» Short exercise
Do any lines in the data below contain "this"? If so, copy every one of them.

» Data excerpt
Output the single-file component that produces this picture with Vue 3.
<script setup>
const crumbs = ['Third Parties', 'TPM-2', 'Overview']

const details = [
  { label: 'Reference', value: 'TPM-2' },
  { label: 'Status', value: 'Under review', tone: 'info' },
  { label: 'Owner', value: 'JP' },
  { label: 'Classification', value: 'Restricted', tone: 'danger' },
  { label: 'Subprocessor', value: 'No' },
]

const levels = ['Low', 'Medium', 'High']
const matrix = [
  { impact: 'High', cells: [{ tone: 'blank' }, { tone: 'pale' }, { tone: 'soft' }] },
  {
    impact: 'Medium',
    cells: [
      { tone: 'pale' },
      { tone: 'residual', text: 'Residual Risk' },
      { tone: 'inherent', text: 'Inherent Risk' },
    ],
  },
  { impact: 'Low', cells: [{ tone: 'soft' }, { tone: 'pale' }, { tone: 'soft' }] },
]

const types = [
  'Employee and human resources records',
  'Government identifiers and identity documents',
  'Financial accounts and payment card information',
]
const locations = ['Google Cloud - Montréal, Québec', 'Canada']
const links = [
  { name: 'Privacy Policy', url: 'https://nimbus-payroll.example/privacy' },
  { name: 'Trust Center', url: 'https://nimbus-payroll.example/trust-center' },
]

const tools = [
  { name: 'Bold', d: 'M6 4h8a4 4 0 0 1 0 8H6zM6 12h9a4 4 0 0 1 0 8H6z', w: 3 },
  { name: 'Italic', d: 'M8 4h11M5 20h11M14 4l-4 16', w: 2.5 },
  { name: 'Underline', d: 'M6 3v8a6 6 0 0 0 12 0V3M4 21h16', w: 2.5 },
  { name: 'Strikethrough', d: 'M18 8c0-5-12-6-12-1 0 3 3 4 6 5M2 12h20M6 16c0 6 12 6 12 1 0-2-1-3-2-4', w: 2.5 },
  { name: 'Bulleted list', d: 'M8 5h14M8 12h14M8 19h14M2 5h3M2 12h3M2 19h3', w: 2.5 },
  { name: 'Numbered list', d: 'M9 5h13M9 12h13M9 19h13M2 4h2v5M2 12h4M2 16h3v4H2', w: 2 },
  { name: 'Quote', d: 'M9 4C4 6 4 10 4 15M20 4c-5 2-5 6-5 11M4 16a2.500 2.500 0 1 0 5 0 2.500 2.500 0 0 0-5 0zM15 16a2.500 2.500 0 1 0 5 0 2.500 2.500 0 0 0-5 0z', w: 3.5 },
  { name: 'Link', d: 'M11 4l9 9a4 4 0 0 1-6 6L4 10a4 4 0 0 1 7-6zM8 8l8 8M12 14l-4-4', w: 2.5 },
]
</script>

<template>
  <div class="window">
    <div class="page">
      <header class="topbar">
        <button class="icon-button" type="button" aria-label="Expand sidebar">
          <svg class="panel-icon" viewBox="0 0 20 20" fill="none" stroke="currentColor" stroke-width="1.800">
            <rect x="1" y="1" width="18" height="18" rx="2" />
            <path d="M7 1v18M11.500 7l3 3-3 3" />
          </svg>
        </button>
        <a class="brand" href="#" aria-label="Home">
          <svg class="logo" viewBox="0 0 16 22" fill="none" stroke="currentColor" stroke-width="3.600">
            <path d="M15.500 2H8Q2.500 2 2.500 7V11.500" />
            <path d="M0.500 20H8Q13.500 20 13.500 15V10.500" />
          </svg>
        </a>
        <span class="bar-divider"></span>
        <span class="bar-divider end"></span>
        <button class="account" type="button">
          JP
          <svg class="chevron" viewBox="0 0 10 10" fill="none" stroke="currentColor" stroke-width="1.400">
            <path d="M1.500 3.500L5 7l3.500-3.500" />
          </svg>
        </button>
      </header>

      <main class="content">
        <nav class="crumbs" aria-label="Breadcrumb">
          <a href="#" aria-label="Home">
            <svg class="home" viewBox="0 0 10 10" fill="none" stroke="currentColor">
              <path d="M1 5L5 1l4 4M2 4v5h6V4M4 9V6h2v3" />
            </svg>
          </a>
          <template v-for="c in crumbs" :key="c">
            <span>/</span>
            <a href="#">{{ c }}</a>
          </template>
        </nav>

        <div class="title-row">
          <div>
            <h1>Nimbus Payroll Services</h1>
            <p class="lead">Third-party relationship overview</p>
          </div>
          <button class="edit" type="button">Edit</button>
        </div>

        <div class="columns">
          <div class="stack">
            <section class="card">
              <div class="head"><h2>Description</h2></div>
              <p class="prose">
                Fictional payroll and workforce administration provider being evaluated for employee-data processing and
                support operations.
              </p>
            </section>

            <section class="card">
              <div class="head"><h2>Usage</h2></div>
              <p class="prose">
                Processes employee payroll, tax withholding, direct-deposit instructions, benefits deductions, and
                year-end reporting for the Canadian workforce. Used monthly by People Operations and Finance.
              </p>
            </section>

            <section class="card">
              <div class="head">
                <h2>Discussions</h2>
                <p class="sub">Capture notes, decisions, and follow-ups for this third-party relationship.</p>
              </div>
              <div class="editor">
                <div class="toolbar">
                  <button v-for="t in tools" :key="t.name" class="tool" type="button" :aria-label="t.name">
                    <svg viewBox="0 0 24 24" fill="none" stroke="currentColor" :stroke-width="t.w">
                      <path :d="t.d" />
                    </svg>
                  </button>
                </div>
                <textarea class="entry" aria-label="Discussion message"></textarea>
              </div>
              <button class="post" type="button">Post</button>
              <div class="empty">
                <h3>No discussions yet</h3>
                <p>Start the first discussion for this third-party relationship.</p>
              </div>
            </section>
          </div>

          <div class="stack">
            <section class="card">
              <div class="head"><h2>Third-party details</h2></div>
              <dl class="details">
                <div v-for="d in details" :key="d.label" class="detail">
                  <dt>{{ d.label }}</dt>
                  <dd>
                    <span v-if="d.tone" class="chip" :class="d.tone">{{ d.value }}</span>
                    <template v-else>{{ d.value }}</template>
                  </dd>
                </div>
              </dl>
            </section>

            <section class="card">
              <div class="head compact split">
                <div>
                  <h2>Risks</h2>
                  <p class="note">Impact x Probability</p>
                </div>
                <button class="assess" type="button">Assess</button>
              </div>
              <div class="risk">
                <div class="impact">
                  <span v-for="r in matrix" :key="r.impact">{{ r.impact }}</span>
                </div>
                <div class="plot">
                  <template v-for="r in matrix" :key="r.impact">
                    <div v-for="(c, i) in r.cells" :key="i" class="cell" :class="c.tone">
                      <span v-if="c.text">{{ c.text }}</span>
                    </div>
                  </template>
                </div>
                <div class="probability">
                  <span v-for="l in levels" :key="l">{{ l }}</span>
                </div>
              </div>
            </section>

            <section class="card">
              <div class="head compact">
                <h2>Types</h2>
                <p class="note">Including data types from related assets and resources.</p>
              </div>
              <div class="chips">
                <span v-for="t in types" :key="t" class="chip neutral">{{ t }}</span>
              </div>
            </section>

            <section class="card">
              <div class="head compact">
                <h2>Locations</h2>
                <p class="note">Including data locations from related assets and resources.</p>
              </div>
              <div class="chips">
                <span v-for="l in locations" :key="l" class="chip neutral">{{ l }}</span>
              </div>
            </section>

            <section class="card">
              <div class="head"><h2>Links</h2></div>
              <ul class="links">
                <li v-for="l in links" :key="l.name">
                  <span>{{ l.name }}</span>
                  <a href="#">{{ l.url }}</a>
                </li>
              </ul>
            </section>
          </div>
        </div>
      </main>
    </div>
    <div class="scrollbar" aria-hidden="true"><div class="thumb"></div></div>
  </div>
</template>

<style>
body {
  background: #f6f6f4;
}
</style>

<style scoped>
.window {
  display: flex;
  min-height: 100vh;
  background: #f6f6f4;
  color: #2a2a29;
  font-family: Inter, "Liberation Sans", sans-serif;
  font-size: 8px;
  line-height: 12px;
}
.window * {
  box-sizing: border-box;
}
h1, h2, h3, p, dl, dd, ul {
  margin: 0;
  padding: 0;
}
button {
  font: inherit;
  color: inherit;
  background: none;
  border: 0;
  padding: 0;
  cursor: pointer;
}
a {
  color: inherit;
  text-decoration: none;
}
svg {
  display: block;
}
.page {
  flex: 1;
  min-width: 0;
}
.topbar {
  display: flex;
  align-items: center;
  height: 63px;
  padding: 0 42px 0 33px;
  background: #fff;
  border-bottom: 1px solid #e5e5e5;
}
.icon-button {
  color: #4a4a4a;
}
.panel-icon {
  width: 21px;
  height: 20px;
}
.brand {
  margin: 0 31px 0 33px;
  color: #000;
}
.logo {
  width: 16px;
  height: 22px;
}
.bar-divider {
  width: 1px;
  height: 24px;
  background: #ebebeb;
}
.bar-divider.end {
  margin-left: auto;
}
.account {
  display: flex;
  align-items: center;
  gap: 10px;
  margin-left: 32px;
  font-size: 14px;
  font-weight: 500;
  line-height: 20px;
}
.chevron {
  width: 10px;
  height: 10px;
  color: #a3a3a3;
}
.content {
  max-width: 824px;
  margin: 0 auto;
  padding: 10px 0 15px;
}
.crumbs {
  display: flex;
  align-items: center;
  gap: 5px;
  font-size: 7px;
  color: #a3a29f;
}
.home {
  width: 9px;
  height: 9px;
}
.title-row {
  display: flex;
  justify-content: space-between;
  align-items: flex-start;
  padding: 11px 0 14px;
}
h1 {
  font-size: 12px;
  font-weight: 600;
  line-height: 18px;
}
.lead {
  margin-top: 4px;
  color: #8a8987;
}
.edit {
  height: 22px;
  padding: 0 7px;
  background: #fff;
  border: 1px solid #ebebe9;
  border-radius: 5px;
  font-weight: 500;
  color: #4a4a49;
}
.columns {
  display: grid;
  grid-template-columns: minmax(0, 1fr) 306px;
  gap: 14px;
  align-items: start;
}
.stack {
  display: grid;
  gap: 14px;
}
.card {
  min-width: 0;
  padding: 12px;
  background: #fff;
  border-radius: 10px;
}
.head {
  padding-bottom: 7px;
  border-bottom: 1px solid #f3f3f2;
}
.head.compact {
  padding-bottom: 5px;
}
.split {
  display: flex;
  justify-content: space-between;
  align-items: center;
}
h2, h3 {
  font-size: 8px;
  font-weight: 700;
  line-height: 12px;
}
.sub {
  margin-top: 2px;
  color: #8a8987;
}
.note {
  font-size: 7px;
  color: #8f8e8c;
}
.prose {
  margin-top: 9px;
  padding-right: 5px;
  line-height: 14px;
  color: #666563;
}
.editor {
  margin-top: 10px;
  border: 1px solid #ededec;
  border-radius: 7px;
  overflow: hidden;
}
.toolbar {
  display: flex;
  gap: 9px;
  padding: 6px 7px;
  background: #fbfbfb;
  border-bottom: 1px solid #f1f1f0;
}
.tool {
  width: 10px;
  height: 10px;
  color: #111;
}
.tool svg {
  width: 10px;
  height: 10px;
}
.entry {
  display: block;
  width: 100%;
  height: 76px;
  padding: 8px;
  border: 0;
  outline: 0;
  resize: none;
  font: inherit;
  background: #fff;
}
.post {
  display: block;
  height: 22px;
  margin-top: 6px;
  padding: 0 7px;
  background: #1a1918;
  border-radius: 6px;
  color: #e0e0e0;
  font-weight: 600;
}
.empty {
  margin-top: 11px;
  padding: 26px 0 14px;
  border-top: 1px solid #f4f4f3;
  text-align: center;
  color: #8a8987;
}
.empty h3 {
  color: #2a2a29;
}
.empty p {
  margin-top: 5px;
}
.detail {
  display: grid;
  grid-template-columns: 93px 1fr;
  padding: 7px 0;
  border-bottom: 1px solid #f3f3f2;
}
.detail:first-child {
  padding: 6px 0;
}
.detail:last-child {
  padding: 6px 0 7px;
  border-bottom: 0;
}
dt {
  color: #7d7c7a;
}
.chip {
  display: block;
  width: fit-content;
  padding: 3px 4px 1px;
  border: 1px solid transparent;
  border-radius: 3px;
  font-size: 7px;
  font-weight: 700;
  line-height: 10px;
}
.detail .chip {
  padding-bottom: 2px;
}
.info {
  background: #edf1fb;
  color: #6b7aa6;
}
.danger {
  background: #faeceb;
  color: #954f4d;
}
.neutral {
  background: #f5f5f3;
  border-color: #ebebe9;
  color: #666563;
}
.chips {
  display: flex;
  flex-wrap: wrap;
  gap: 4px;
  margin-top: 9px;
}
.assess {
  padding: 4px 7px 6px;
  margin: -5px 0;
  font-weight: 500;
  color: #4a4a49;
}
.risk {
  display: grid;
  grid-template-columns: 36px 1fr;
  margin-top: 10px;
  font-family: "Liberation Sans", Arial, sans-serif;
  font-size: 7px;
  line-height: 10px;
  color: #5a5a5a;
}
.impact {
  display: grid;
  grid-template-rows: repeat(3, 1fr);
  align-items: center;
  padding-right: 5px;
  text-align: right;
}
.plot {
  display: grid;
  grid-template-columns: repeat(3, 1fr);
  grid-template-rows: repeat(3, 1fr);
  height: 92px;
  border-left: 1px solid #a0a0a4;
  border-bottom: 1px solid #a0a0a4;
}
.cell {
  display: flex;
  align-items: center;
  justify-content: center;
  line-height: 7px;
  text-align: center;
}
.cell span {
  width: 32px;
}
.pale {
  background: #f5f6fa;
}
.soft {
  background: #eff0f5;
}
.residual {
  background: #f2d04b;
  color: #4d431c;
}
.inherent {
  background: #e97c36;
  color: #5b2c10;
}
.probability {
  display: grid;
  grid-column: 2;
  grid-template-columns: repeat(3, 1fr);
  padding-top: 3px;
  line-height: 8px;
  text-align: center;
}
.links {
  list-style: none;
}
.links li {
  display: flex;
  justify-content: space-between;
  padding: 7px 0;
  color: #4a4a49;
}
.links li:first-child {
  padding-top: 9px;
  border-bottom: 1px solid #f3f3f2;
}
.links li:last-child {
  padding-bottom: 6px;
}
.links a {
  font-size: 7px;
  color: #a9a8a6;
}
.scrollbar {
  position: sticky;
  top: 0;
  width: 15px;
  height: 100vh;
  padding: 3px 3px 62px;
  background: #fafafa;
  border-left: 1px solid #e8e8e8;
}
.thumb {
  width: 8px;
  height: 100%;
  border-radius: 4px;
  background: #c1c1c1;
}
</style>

» Task result
Output the single-file component that produces this picture with Vue 3.
                <p class="sub">Capture notes, decisions, and follow-ups for this third-party relationship.</p>
                <p>Start the first discussion for this third-party relationship.</p>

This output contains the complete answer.